Highlights & Insights

  • Duality Framework: Program execution reasoning naturally possesses a forward/backward dual structure; joint evaluation reflects true understanding better than separate evaluations. This concept can be extended to other reasoning tasks—such as "forward solving" and "backward problem construction" in mathematical reasoning.
  • Counterfactual Reasoning as a Causal Probe: Unlike random fuzzing, requiring the model to identify necessary input changes through reasoning rather than trial-and-error directly tests causal understanding.
  • Counter-intuitive Findings on Reasoning Post-training: Reasoning-specific post-training not only failed to improve program execution reasoning but caused degradation, suggesting that current reasoning enhancement strategies may be overly biased toward specific reasoning patterns.

Limitations & Future Work

  • Currently covers only the Python language; expansion to other languages requires building secure sandbox environments.
  • Data is sourced from public benchmarks, posing a potential risk of data contamination (though the design of counterfactual reasoning partially mitigates this).
  • The default selection of the target branch with the maximum coverage increment may be biased toward branches that are easier to reason about.
  • Currently uses code coverage as the only observable behavior; future work could extend this to other execution attributes such as program output or intermediate states.
  • vs CruxEval: CruxEval pairs output prediction with input prediction, but each direction is evaluated independently. DexBench jointly evaluates causal reasoning by sharing the execution context.
  • vs R-Eval (IC-Score): R-Eval combines an IC-Score from multiple execution tasks but remains a single-path evaluation.
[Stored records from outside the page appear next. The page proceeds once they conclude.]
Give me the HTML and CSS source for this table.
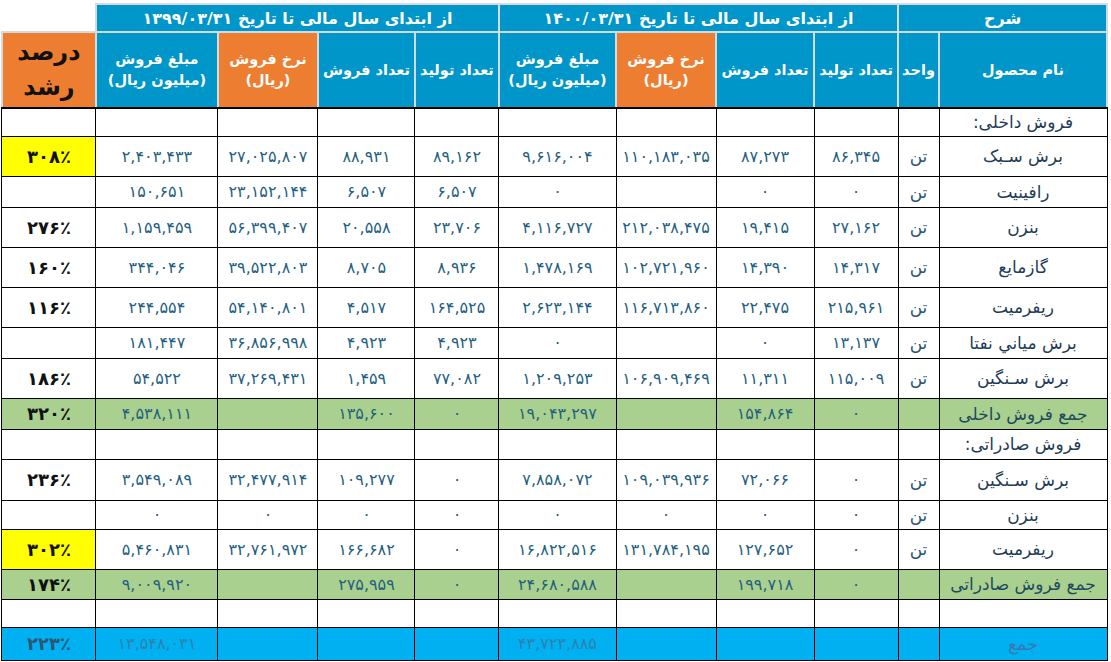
FILE: index.html
```html
<!DOCTYPE html>
<html lang="fa" dir="rtl">
<head>
<meta charset="utf-8">
<title>گزارش فروش</title>
<link rel="stylesheet" href="styles.css">
</head>
<body>
<table class="report">
  <colgroup>
    <col class="c-name"><col class="c-unit"><col class="c-prod"><col class="c-sales"><col class="c-rate"><col class="c-amt">
    <col class="c-prod2"><col class="c-sales2"><col class="c-rate2"><col class="c-amt2"><col class="c-pct">
  </colgroup>
  <thead>
    <tr class="h1">
      <th colspan="2" class="hb">شرح</th>
      <th colspan="4" class="hb">از ابتدای سال مالی تا تاریخ ۱۴۰۰/۰۳/۳۱</th>
      <th colspan="4" class="hb">از ابتدای سال مالی تا تاریخ ۱۳۹۹/۰۳/۳۱</th>
      <th class="corner"></th>
    </tr>
    <tr class="h2">
      <th class="hb">نام محصول</th>
      <th class="hb">واحد</th>
      <th class="hb">تعداد تولید</th>
      <th class="hb">تعداد فروش</th>
      <th class="ho">نرخ فروش<br>(ریال)</th>
      <th class="hb">مبلغ فروش<br>(میلیون ریال)</th>
      <th class="hb">تعداد تولید</th>
      <th class="hb">تعداد فروش</th>
      <th class="ho">نرخ فروش<br>(ریال)</th>
      <th class="hb">مبلغ فروش<br>(میلیون ریال)</th>
      <th class="ho pct-h">درصد<br>رشد</th>
    </tr>
  </thead>
  <tbody>
    <tr class="r28"><td class="name">فروش داخلی:</td><td></td><td></td><td></td><td></td><td></td><td></td><td></td><td></td><td></td><td></td></tr>
    <tr class="r40"><td class="name">برش سـبک</td><td class="unit">تن</td><td>۸۶,۳۴۵</td><td>۸۷,۲۷۳</td><td>۱۱۰,۱۸۳,۰۳۵</td><td>۹,۶۱۶,۰۰۴</td><td>۸۹,۱۶۲</td><td>۸۸,۹۳۱</td><td>۲۷,۰۲۵,۸۰۷</td><td>۲,۴۰۳,۴۳۳</td><td class="pct yellow">۳۰۸٪</td></tr>
    <tr class="r31"><td class="name">رافینیت</td><td class="unit">تن</td><td>۰</td><td>۰</td><td></td><td>۰</td><td>۶,۵۰۷</td><td>۶,۵۰۷</td><td>۲۳,۱۵۲,۱۴۴</td><td>۱۵۰,۶۵۱</td><td class="pct"></td></tr>
    <tr class="r40"><td class="name">بنزن</td><td class="unit">تن</td><td>۲۷,۱۶۲</td><td>۱۹,۴۱۵</td><td>۲۱۲,۰۳۸,۴۷۵</td><td>۴,۱۱۶,۷۲۷</td><td>۲۳,۷۰۶</td><td>۲۰,۵۵۸</td><td>۵۶,۳۹۹,۴۰۷</td><td>۱,۱۵۹,۴۵۹</td><td class="pct">۲۷۶٪</td></tr>
    <tr class="r40"><td class="name">گازمایع</td><td class="unit">تن</td><td>۱۴,۳۱۷</td><td>۱۴,۳۹۰</td><td>۱۰۲,۷۲۱,۹۶۰</td><td>۱,۴۷۸,۱۶۹</td><td>۸,۹۳۶</td><td>۸,۷۰۵</td><td>۳۹,۵۲۲,۸۰۳</td><td>۳۴۴,۰۴۶</td><td class="pct">۱۶۰٪</td></tr>
    <tr class="r40"><td class="name">ریفرمیت</td><td class="unit">تن</td><td>۲۱۵,۹۶۱</td><td>۲۲,۴۷۵</td><td>۱۱۶,۷۱۳,۸۶۰</td><td>۲,۶۲۳,۱۴۴</td><td>۱۶۴,۵۲۵</td><td>۴,۵۱۷</td><td>۵۴,۱۴۰,۸۰۱</td><td>۲۴۴,۵۵۴</td><td class="pct">۱۱۶٪</td></tr>
    <tr class="r31"><td class="name">برش میاني نفتا</td><td class="unit">تن</td><td>۱۳,۱۳۷</td><td>۰</td><td></td><td>۰</td><td>۴,۹۲۳</td><td>۴,۹۲۳</td><td>۳۶,۸۵۶,۹۹۸</td><td>۱۸۱,۴۴۷</td><td class="pct"></td></tr>
    <tr class="r40"><td class="name">برش سـنگین</td><td class="unit">تن</td><td>۱۱۵,۰۰۹</td><td>۱۱,۳۱۱</td><td>۱۰۶,۹۰۹,۴۶۹</td><td>۱,۲۰۹,۲۵۳</td><td>۷۷,۰۸۲</td><td>۱,۴۵۹</td><td>۳۷,۲۶۹,۴۳۱</td><td>۵۴,۵۲۲</td><td class="pct">۱۸۶٪</td></tr>
    <tr class="r31 green"><td class="name">جمع فروش داخلی</td><td></td><td>۰</td><td>۱۵۴,۸۶۴</td><td></td><td>۱۹,۰۴۳,۲۹۷</td><td>۰</td><td>۱۳۵,۶۰۰</td><td></td><td>۴,۵۳۸,۱۱۱</td><td class="pct">۳۲۰٪</td></tr>
    <tr class="r30"><td class="name">فروش صادراتی:</td><td></td><td></td><td></td><td></td><td></td><td></td><td></td><td></td><td></td><td></td></tr>
    <tr class="r41"><td class="name">برش سـنگین</td><td class="unit">تن</td><td>۰</td><td>۷۲,۰۶۶</td><td>۱۰۹,۰۳۹,۹۳۶</td><td>۷,۸۵۸,۰۷۲</td><td>۰</td><td>۱۰۹,۲۷۷</td><td>۳۲,۴۷۷,۹۱۴</td><td>۳,۵۴۹,۰۸۹</td><td class="pct">۲۳۶٪</td></tr>
    <tr class="r29"><td class="name">بنزن</td><td class="unit">تن</td><td>۰</td><td>۰</td><td>۰</td><td>۰</td><td>۰</td><td>۰</td><td>۰</td><td>۰</td><td class="pct"></td></tr>
    <tr class="r40"><td class="name">ریفرمیت</td><td class="unit">تن</td><td>۰</td><td>۱۲۷,۶۵۲</td><td>۱۳۱,۷۸۴,۱۹۵</td><td>۱۶,۸۲۲,۵۱۶</td><td>۰</td><td>۱۶۶,۶۸۲</td><td>۳۲,۷۶۱,۹۷۲</td><td>۵,۴۶۰,۸۳۱</td><td class="pct yellow">۳۰۲٪</td></tr>
    <tr class="r30 green"><td class="name">جمع فروش صادراتی</td><td></td><td>۰</td><td>۱۹۹,۷۱۸</td><td></td><td>۲۴,۶۸۰,۵۸۸</td><td>۰</td><td>۲۷۵,۹۵۹</td><td></td><td>۹,۰۰۹,۹۲۰</td><td class="pct">۱۷۴٪</td></tr>
    <tr class="r28"><td></td><td></td><td></td><td></td><td></td><td></td><td></td><td></td><td></td><td></td><td></td></tr>
    <tr class="r33 total"><td class="name">جمع</td><td></td><td></td><td></td><td></td><td>۴۳,۷۲۳,۸۸۵</td><td></td><td></td><td></td><td>۱۳,۵۴۸,۰۳۱</td><td class="pct">۲۲۳٪</td></tr>
  </tbody>
</table>
</body>
</html>
```

FILE: styles.css
```css
html, body {
  margin: 0;
  padding: 0;
  background: #ffffff;
  overflow: hidden;
}
body {
  padding: 3px;
  font-family: "DejaVu Sans", "Noto Sans", sans-serif;
}
.report {
  border-collapse: collapse;
  table-layout: fixed;
  width: 1105px;
}
.c-name { width: 168px; }
.c-unit { width: 41px; }
.c-prod { width: 84px; }
.c-sales { width: 98px; }
.c-rate { width: 100px; }
.c-amt { width: 117px; }
.c-prod2 { width: 84px; }
.c-sales2 { width: 97px; }
.c-rate2 { width: 100px; }
.c-amt2 { width: 122px; }
.c-pct { width: 94px; }

th {
  padding: 0;
  font-weight: bold;
  color: #ffffff;
  text-align: center;
  vertical-align: middle;
  white-space: nowrap;
}
.hb {
  background: #0096c9;
  border: 2px solid #d3dae0;
}
.ho {
  background: #ed7d31;
  border: 2px solid #d3dae0;
}
.h1 { height: 28px; }
.h1 th { font-size: 16px; }
.h2 { height: 76px; }
.h2 th { font-size: 14.5px; line-height: 21px; border-bottom: 2px solid #000; }
.corner { background: #ffffff; border: none; }
.h2 th.pct-h {
  color: #111111;
  font-weight: bold;
  font-size: 24px;
  line-height: 35px;
}

td {
  padding: 0;
  border: 1px solid #000000;
  text-align: center;
  vertical-align: middle;
  font-size: 16px;
  color: #23607f;
  white-space: nowrap;
}
td.name { color: #1f3c56; font-size: 17px; }
td.unit { color: #2a5472; font-size: 17px; }
td.pct {
  color: #111111;
  font-weight: bold;
  font-size: 18px;
}
td.yellow { background: #ffff00; }

.r28 { height: 28px; }
.r29 { height: 29px; }
.r30 { height: 30px; }
.r31 { height: 31px; }
.r33 { height: 33px; }
.r40 { height: 40px; }
.r41 { height: 41px; }

.green td { background: #a9d08e; }
.green td.name { color: #1f4a5e; }
.total td { background: #00b0f0; color: #2f80b0; }
.total td.name { color: #3a78b0; }
.total td.pct { color: #2e5674; }
```
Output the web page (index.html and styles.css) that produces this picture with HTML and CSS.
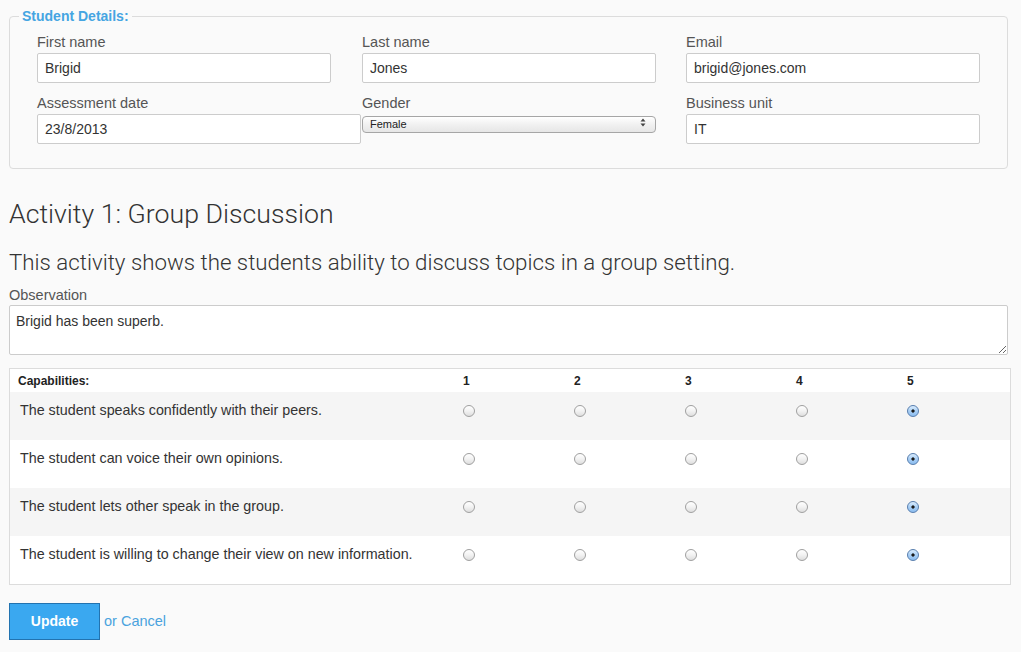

DexBench introduces the counterfactual dimension.
  • vs CES: CES evaluates reasoning consistency across multiple inputs but processes each path independently, without exploring the causal logic that leads to path divergence.

Rating

  • Novelty: ⭐⭐⭐⭐⭐ The duality framework is a fresh perspective for evaluating program reasoning, elegantly designed.
  • Experimental Thoroughness: ⭐⭐⭐⭐ 13 models, three levels of complexity, complete sensitivity analysis, though the data scale is relatively small (445 instances).
  • Writing Quality: ⭐⭐⭐⭐⭐ Formal definitions are clear, and experimental analysis is in-depth.
  • Value: ⭐⭐⭐⭐ Provides a more robust framework for evaluating code LLMs and reveals counter-intuitive phenomena in reasoning post-training.